Amy Klobuchar had a decent night, and makes a decent case for herself. Which no one seems to be buying, and is not particularly inspirational. I like her okay, but I don’t think she could have moved the numbers much even if she’d turned in a Warren-grade performance, which I don’t think she did.

Pete Buttigieg made a few good points, and is obviously doing some tacking left-ish now that his surge is done. I see him as a party functionary or pundit when all’s said and done, which I imagine will help him out with that whole ‘poorest candidate on stage’ thing he keeps talking about.

Tom Steyer wasted a hundred million dollars to go on that stage and tell everyone which others he agreed with. He also stole Kamala Harris’ donor list and seems to have some bobble-head somewhere in his ancestry. I wish he’d fuck off and spend his money supporting someone who’d actually be a good President.

Moderators were okay, I guess, though I wish they were more interested in policy differences than trying to get people to fight. Still, I thought the ladies did well enough to cover for Wolf Blitzer.
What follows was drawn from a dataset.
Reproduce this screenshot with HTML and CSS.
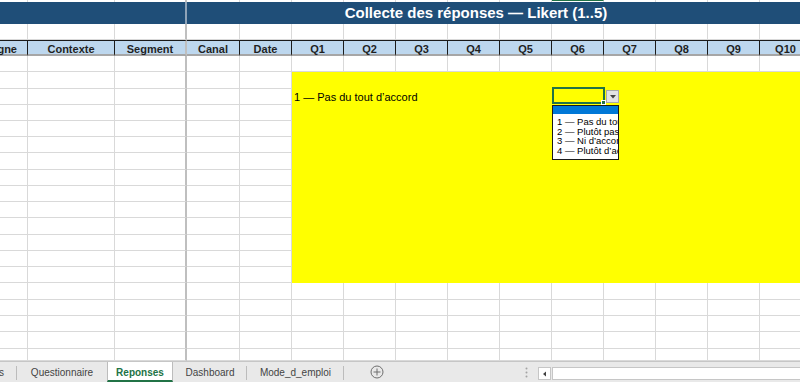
FILE: index.html
```html
<!DOCTYPE html>
<html lang="fr">
<head>
  <meta charset="UTF-8">
  <title>Reponses</title>
  <link rel="stylesheet" href="styles.css">
</head>
<body>

  <div class="sheet">
    <!-- bas des en-têtes de colonnes (colonne active Q6) -->
    <div class="r top"><i></i><i></i><i></i><i></i><i></i><i></i><i></i><i></i><i></i><i></i><i class="sel"></i><i></i><i></i><i></i><i></i></div>

    <div class="banner">
      <div class="banner-left"></div>
      <h1>Collecte des réponses — Likert (1..5)</h1>
    </div>

    <div class="r"><i></i><i></i><i></i><i></i><i></i><i></i><i></i><i></i><i></i><i></i><i></i><i></i><i></i><i></i><i></i></div>

    <div class="r head">
      <i class="cut"><span>Campagne</span></i><i>Contexte</i><i>Segment</i><i>Canal</i><i>Date</i>
      <i>Q1</i><i>Q2</i><i>Q3</i><i>Q4</i><i>Q5</i><i>Q6</i><i>Q7</i><i>Q8</i><i>Q9</i><i>Q10</i>
    </div>

    <div class="r"><i></i><i></i><i></i><i></i><i></i><i></i><i></i><i></i><i></i><i></i><i></i><i></i><i></i><i></i><i></i></div>

    <!-- zone de saisie (jaune) -->
    <div class="r tall"><i></i><i></i><i></i><i></i><i></i><span class="fill"></span></div>
    <div class="r">
      <i></i><i></i><i></i><i></i><i></i>
      <span class="fill open">
        <span class="val">1 — Pas du tout d’accord</span>
        <span class="active"></span>
        <span class="dd-btn"><svg width="6" height="4" viewBox="0 0 6 4"><path d="M0 0h6L3 3.5z" fill="#444"/></svg></span>
        <ul class="dd-list">
          <li class="hl"></li>
          <li>1 — Pas du tout d’accord</li>
          <li>2 — Plutôt pas d’accord</li>
          <li>3 — Ni d’accord ni pas d’accord</li>
          <li>4 — Plutôt d’accord</li>
        </ul>
      </span>
    </div>
    <div class="r"><i></i><i></i><i></i><i></i><i></i><span class="fill"></span></div>
    <div class="r"><i></i><i></i><i></i><i></i><i></i><span class="fill"></span></div>
    <div class="r"><i></i><i></i><i></i><i></i><i></i><span class="fill"></span></div>
    <div class="r tall"><i></i><i></i><i></i><i></i><i></i><span class="fill"></span></div>
    <div class="r"><i></i><i></i><i></i><i></i><i></i><span class="fill"></span></div>
    <div class="r"><i></i><i></i><i></i><i></i><i></i><span class="fill"></span></div>
    <div class="r"><i></i><i></i><i></i><i></i><i></i><span class="fill"></span></div>
    <div class="r tall"><i></i><i></i><i></i><i></i><i></i><span class="fill"></span></div>
    <div class="r"><i></i><i></i><i></i><i></i><i></i><span class="fill"></span></div>
    <div class="r"><i></i><i></i><i></i><i></i><i></i><span class="fill"></span></div>
    <div class="r"><i></i><i></i><i></i><i></i><i></i><span class="fill"></span></div>

    <div class="r tall"><i></i><i></i><i></i><i></i><i></i><i></i><i></i><i></i><i></i><i></i><i></i><i></i><i></i><i></i><i></i></div>
    <div class="r"><i></i><i></i><i></i><i></i><i></i><i></i><i></i><i></i><i></i><i></i><i></i><i></i><i></i><i></i><i></i></div>
    <div class="r"><i></i><i></i><i></i><i></i><i></i><i></i><i></i><i></i><i></i><i></i><i></i><i></i><i></i><i></i><i></i></div>
    <div class="r tall"><i></i><i></i><i></i><i></i><i></i><i></i><i></i><i></i><i></i><i></i><i></i><i></i><i></i><i></i><i></i></div>
    <div class="r last"><i></i><i></i><i></i><i></i><i></i><i></i><i></i><i></i><i></i><i></i><i></i><i></i><i></i><i></i><i></i></div>
  </div>

  <!-- onglets des feuilles -->
  <div class="tabs">
    <div class="tab first"><span>Listes</span></div>
    <div class="tab w90">Questionnaire</div>
    <div class="tab on">Reponses</div>
    <div class="tab w74">Dashboard</div>
    <div class="tab w97">Mode_d_emploi</div>
    <div class="add">
      <svg width="14" height="14" viewBox="0 0 14 14"><circle cx="7" cy="7" r="6" fill="none" stroke="#6f6f6f"/><path d="M7 3.5v7M3.5 7h7" stroke="#6f6f6f"/></svg>
    </div>
    <div class="grip">
      <svg width="3" height="11" viewBox="0 0 3 11"><circle cx="1.5" cy="1.5" r="1" fill="#a3a3a3"/><circle cx="1.5" cy="5.5" r="1" fill="#a3a3a3"/><circle cx="1.5" cy="9.5" r="1" fill="#a3a3a3"/></svg>
    </div>
    <div class="hscroll">
      <span class="arrow"><svg width="5" height="6" viewBox="0 0 5 6"><path d="M4 0.5v5L1 3z" fill="#404040"/></svg></span>
      <span class="track"></span>
    </div>
  </div>

</body>
</html>
```

FILE: styles.css
```css
html, body { margin: 0; overflow: hidden; }
body { width: 800px; height: 382px; font-family: "Liberation Sans", Arial, sans-serif; background: #fff; color: #000; }

.sheet { height: 361px; overflow: hidden; }

/* grille des cellules */
.r { display: flex; height: 16px; }
.r.tall { height: 17px; }
.r.last { height: 12px; }
.r i {
  flex: none;
  width: 52px;
  box-sizing: border-box;
  border-right: 1px solid #d9d9d9;
  border-bottom: 1px solid #d9d9d9;
  font-style: normal;
}
.r i:nth-child(1) { width: 28px; }
.r i:nth-child(2) { width: 87px; }
.r i:nth-child(3) { width: 72px; border-right: 2px solid #bfbfbf; }
.r i:nth-child(4) { width: 53px; }

.r.top { height: 2px; }
.r.top i { border-bottom: 0; }
.r.top i.sel { border-top: 1px solid #217346; }

/* bandeau titre */
.banner { display: flex; height: 22px; background: #1f4e78; }
.banner-left { flex: none; width: 185px; border-right: 2px solid #8ea3b8; }
.banner h1 {
  flex: none;
  width: 578px;
  margin: 0;
  text-align: center;
  color: #fff;
  font-size: 15px;
  line-height: 22px;
  font-weight: bold;
  white-space: nowrap;
}

/* en-têtes du tableau */
.r.head i {
  background: #bdd7ee;
  border-top: 1px solid #1a1a1a;
  border-right-color: #1a1a1a;
  border-bottom: 2px solid #a6a6a6;
  text-align: center;
  font-weight: bold;
  font-size: 11px;
  line-height: 17px;
  white-space: nowrap;
  color: #1f1f1f;
}
.r.head i:nth-child(3) { border-right-color: #bfbfbf; }
.r.head i.cut { display: flex; justify-content: flex-end; padding-right: 10px; }

/* zone jaune */
.fill { flex: 1 0 auto; position: relative; background: #ffff00; }
.fill.open { z-index: 2; }
.val {
  display: block;
  padding-left: 2px;
  font-size: 11px;
  line-height: 16px;
  white-space: nowrap;
}

/* cellule active + liste de validation */
.active {
  position: absolute;
  left: 260px;
  top: -2px;
  width: 53px;
  height: 17px;
  box-sizing: border-box;
  border: 2px solid #217346;
}
.active::after {
  content: "";
  position: absolute;
  right: -3px;
  bottom: -3px;
  width: 3px;
  height: 3px;
  background: #217346;
  border: 1px solid #fff;
}
.dd-btn {
  position: absolute;
  left: 314px;
  top: 1px;
  width: 13px;
  height: 13px;
  box-sizing: border-box;
  border: 1px solid #a9a9a9;
  background: #e3e3e3;
  display: flex;
  align-items: center;
  justify-content: center;
}
.dd-list {
  position: absolute;
  left: 260px;
  top: 16px;
  width: 67px;
  height: 55px;
  box-sizing: border-box;
  margin: 0;
  padding: 0;
  list-style: none;
  background: #fff;
  border: 1px solid #1a1a1a;
  overflow: hidden;
}
.dd-list li {
  padding-left: 4px;
  font-size: 9.5px;
  line-height: 9.7px;
  white-space: nowrap;
}
.dd-list li.hl { height: 8px; margin-bottom: 3px; padding: 0; background: #0078d7; }

/* barre des onglets */
.tabs {
  display: flex;
  height: 21px;
  box-sizing: border-box;
  border-top: 1px solid #c6c6c6;
  background: #e9e9e9;
  font-size: 10px;
  color: #444;
}
.tab {
  position: relative;
  flex: none;
  height: 20px;
  box-sizing: border-box;
  padding-top: 3px;
  line-height: 16px;
  text-align: center;
  white-space: nowrap;
}
.tab::after {
  content: "";
  position: absolute;
  right: 0;
  top: 4px;
  bottom: 2px;
  width: 1px;
  background: #bcbcbc;
}
.tab:has(+ .on)::after, .tab.on::after { display: none; }
.tab.first { width: 17px; display: flex; justify-content: flex-end; padding-right: 13px; }
.w90 { width: 90px; }
.w74 { width: 74px; }
.w97 { width: 97px; }
.tab.on {
  width: 66px;
  background: #fff;
  border-left: 1px solid #bcbcbc;
  border-right: 1px solid #bcbcbc;
  border-bottom: 2px solid #217346;
  color: #217346;
  font-weight: bold;
}

.add { width: 24px; margin-left: 21px; display: flex; align-items: center; justify-content: center; }
.grip { margin-left: auto; width: 14px; margin-right: 5px; display: flex; align-items: center; justify-content: center; }
.hscroll { width: 262px; display: flex; padding-top: 5px; box-sizing: border-box; }
.arrow {
  width: 13px;
  height: 13px;
  box-sizing: border-box;
  border: 1px solid #c6c6c6;
  background: #fff;
  display: flex;
  align-items: center;
  justify-content: center;
}
.track {
  flex: 1;
  height: 13px;
  margin-left: 1px;
  box-sizing: border-box;
  border: 1px solid #c6c6c6;
  border-right: 0;
  background: #fff;
}
```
The big dustup between Warren and Sanders was, I thought, pretty instructive. I was particularly impressed with how Warren handled her anger and turned the conversation to the 800 pound gorilla of sexism. I thought Bernie didn’t do himself any favors, basically calling Warren a liar (a charge she pointedly did not respond to, though I saw what looked like a quick throwdown after the debate: I’d give good money to hear what she said to Bernie when she refused to shake his hand) and mansplaining the fuck out of sexism in politics. That they gave Joe Biden the last word was as sadly predictable as the rambling nonsense that came out of his mouth about the subject.

I was glad to see foreign policy take such a big role, since that’s a big chunk of what a President does. “We’ve turned the corner so many times we’re turning in circles” is a great fucking line. I was also glad to hear Warren on trade — another big chunk of what Presidents actually co — especially the notion of making labor and environmental standards a prerequisite for access to American markets.

Will it move any numbers? Convince any voters? Who the fuck knows? Debates aren’t that big a deal. But if you were watching to see which one looked and acted like a President, I think you have to say Warren walked away with it. Do I think the MSM will agree? Prolly not. They’re too invested in the status quo, and their bosses don’t want to pay a wealth tax.